NetSuite executives also expressed a desire to retain the integrity of its core product line. It discourages partners from developing functionality that is redundant with existing functionality within the core processes NetSuite currently supports. They welcome products that extend existing applications, do not serve as functional substitutes or become direct replacements of NetSuite applications. Moreover, they do not want partners to build products that insert themselves in the middle of NetSuite processes unless these insertions yield truly high-value added capabilities for the mutual customer base.
What can we conclude from NetSuite’s partner strategy?
NetSuite appears to be building a very deliberate, not chaotic, partner ecosystem. Rapid product line expansion and functional improvements seemed to be at the top of their priorities. Cross product integration is clearly a management priority.
One group of potential partners was not apparent to me: providers of external data sources that could enrich existing processes. I did see CCH, a provider of tax table maintenance and other data, in the exhibitor hall. But, most of the firms in the exhibition area were clearly selling add-on modules, standalone applications that integrate with NetSuite applications, reporting/analyst tools, HR software, consulting services, etc. Providers of external data were not abundant, in my opinion. That needs to be a thrust for next year’s event.

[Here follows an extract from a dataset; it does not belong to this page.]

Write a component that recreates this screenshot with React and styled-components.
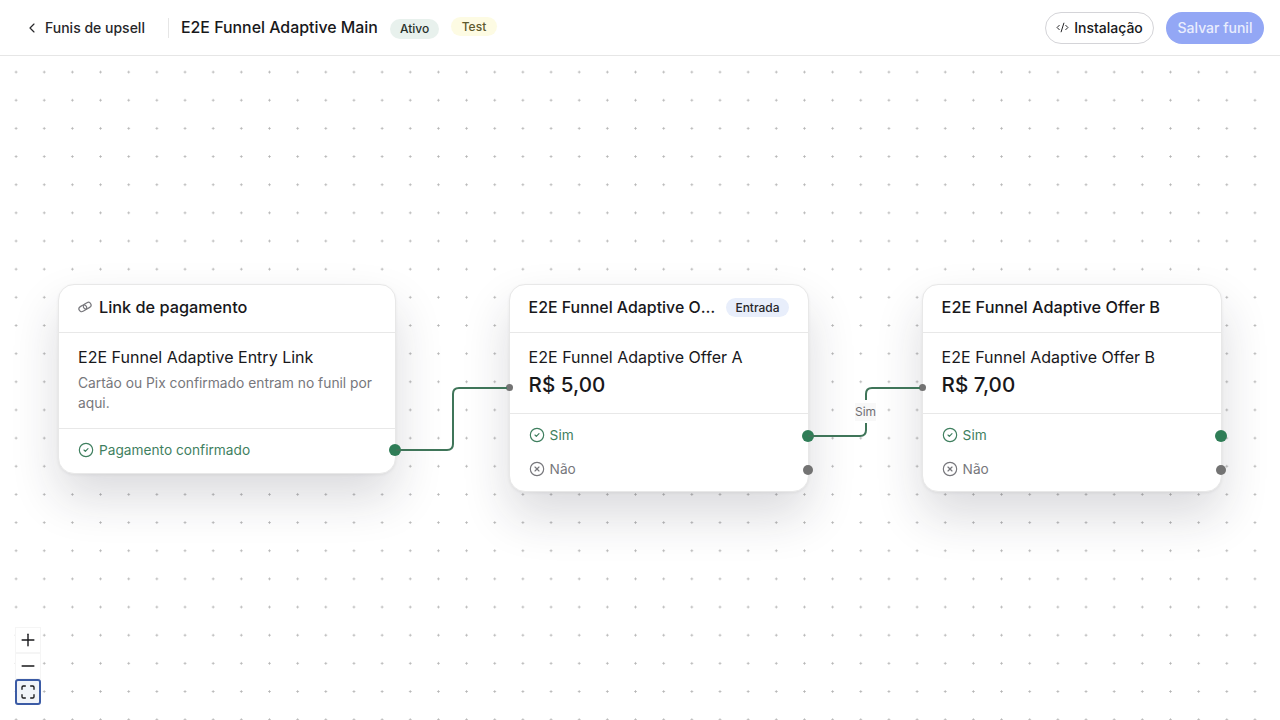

The quality of the NetSuite partner group continues to improve. Like a fine wine or cheese, the partner community seems to get better with the passage of time. Bigger systems integrators, more channel partners, more complementary technologies, etc. would define the environment I saw at this year’s show.
Big, global systems integrators may provide headlines for NetSuite; however, I was not overly impressed with the degree of actual commitment from these providers. One NetSuite executive pegged the number of Accenture deals involving NetSuite software at approximately 2 dozen. Deloitte is currently working on a similar sized number of deals. Yet, some significantly smaller firms are already pushing deal sizes of 10 or more clients today. This would indicate that large systems integrators may be:
- still moving very slowly away from on-premise work to multi-tenant, cloud application software
- taking a wait-and-see attitude before jumping in with full-blown investments in training and product development around new age products like NetSuite and its NS-BOS platform
- not so nimble or advanced as their marketing might suggest
I would recommend that NetSuite lean hard on its large global integrator partners to see just how committed they really are to the space, to the NetSuite platform, to building out the NetSuite ecosystem and to NetSuite specifically.